◆ Exercise ◆
Retype every line from the start of the data down to and including the line with "const barColor = (v: number)". Skip the pictures.

Dataset rows
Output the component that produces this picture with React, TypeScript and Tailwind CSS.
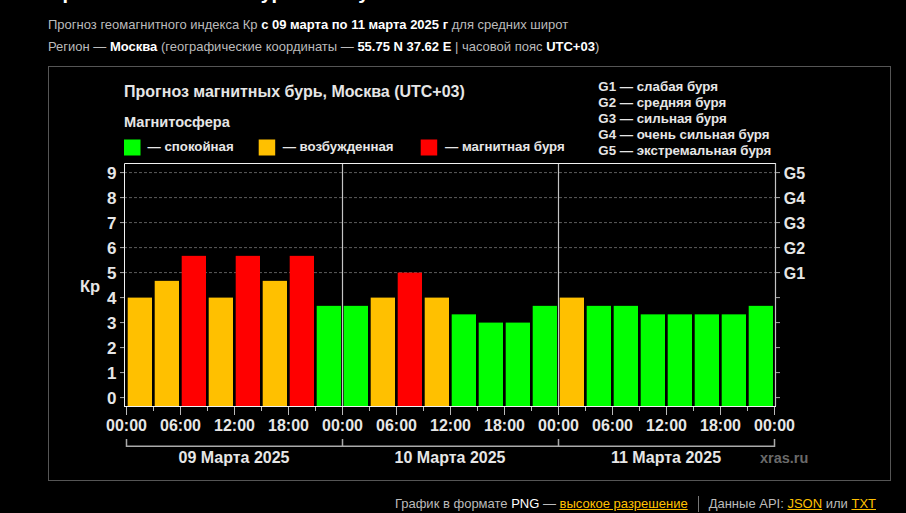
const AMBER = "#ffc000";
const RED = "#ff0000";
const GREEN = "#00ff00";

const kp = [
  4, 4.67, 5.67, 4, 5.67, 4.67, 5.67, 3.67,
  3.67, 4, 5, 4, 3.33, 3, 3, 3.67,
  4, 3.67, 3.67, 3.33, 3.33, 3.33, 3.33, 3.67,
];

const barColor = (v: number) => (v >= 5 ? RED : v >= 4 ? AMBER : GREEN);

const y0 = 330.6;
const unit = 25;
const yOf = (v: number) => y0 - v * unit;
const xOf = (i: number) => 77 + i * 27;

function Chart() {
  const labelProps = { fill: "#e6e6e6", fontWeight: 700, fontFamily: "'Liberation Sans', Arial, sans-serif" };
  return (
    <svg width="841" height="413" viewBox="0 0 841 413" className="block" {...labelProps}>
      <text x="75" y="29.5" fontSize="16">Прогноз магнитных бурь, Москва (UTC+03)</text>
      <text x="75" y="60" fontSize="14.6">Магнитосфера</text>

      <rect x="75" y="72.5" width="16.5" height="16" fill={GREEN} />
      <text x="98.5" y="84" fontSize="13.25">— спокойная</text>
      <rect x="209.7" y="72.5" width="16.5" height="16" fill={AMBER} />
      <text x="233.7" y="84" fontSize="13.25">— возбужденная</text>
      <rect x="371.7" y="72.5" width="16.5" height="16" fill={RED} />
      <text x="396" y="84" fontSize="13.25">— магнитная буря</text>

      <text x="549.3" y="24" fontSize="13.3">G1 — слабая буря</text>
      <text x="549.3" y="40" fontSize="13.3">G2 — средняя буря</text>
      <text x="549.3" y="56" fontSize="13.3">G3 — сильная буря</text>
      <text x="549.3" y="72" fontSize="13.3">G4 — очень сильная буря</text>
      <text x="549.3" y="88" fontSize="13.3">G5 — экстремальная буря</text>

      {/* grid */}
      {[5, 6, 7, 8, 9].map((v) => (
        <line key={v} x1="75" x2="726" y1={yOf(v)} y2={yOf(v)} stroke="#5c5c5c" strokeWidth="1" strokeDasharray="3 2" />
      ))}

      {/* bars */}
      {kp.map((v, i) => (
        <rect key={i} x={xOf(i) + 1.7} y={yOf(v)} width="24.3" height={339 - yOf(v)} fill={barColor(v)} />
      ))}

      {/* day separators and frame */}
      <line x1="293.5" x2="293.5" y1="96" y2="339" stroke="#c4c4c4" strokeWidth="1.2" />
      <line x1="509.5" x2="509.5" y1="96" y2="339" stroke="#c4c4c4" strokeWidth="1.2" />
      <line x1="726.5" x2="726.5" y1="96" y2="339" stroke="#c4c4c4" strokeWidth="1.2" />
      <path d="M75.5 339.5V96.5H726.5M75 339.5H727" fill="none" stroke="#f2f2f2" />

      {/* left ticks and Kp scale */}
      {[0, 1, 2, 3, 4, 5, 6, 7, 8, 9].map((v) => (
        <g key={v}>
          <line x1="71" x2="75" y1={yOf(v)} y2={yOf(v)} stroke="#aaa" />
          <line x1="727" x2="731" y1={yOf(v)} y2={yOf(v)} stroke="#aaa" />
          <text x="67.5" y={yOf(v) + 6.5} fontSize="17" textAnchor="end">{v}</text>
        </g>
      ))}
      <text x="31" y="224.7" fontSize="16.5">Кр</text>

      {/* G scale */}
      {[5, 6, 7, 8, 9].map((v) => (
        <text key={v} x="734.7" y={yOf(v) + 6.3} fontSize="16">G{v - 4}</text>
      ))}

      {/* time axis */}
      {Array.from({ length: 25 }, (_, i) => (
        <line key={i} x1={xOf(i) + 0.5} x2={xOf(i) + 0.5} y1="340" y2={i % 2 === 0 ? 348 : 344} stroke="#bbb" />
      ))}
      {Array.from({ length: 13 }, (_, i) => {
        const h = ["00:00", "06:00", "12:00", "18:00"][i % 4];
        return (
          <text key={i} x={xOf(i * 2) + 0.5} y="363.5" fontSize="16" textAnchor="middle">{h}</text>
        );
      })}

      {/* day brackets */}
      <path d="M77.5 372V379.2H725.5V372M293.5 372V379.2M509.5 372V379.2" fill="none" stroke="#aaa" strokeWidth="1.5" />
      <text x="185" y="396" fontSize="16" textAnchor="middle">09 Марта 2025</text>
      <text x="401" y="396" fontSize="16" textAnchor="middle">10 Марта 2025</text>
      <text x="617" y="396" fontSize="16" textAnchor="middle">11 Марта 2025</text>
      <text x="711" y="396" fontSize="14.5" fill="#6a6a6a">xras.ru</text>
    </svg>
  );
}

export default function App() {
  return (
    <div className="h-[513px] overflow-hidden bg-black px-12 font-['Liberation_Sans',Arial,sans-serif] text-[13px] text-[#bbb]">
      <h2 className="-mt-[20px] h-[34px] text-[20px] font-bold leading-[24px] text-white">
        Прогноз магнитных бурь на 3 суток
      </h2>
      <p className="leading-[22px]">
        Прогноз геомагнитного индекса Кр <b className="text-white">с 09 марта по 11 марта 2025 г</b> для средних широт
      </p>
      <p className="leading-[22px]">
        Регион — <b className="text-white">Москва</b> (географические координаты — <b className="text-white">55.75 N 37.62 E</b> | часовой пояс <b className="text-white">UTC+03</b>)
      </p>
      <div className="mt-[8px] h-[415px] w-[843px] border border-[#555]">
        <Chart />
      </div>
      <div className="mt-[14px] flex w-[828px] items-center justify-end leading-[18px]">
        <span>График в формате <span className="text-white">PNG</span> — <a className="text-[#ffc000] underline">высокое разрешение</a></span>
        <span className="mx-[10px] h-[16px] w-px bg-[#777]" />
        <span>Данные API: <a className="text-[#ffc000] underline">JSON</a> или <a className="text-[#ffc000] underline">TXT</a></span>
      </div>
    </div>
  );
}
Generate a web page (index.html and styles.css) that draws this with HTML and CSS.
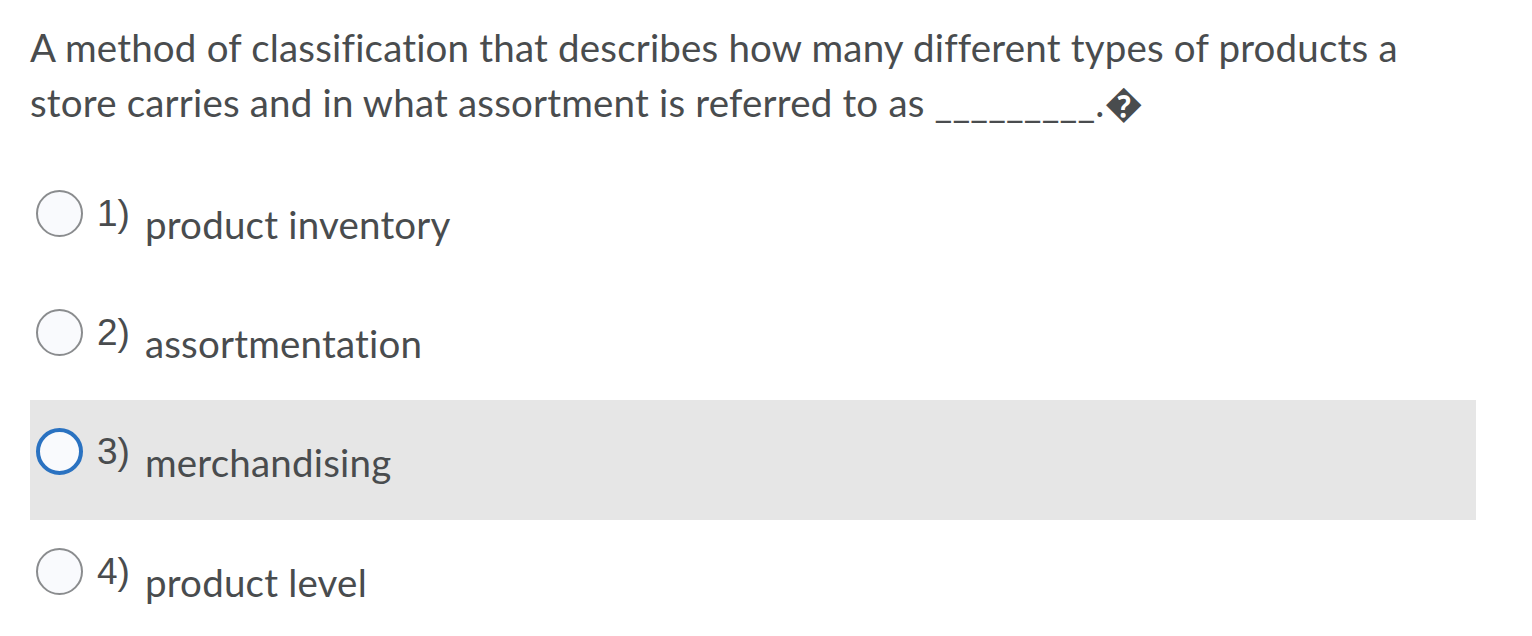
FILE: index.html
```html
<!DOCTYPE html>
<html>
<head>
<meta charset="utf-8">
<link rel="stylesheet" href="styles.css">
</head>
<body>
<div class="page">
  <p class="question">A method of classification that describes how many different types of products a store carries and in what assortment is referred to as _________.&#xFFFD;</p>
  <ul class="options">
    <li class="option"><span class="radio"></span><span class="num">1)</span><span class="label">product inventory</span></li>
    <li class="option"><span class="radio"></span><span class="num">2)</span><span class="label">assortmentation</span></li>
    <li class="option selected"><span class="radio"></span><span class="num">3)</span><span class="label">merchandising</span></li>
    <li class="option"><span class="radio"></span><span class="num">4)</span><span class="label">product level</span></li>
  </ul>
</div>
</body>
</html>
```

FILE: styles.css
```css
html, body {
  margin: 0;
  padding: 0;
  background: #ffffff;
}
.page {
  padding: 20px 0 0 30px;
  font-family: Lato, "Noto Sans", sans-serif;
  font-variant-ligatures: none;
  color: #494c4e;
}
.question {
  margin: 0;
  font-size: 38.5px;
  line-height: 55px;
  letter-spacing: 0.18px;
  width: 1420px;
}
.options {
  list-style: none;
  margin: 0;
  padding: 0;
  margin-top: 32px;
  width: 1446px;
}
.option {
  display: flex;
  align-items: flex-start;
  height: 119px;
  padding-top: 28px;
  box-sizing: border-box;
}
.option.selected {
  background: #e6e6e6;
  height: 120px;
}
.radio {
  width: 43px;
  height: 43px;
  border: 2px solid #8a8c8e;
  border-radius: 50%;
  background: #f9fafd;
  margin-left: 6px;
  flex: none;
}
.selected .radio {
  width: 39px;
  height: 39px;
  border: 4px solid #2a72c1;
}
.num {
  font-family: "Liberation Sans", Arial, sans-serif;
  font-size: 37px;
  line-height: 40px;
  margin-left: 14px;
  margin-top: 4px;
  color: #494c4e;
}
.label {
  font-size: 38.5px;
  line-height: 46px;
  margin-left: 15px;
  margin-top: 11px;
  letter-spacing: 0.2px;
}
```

◆ The result ◆
Output the component that produces this picture with React, TypeScript and Tailwind CSS.
const AMBER = "#ffc000";
const RED = "#ff0000";
const GREEN = "#00ff00";

const kp = [
  4, 4.67, 5.67, 4, 5.67, 4.67, 5.67, 3.67,
  3.67, 4, 5, 4, 3.33, 3, 3, 3.67,
  4, 3.67, 3.67, 3.33, 3.33, 3.33, 3.33, 3.67,
];

const barColor = (v: number) => (v >= 5 ? RED : v >= 4 ? AMBER : GREEN);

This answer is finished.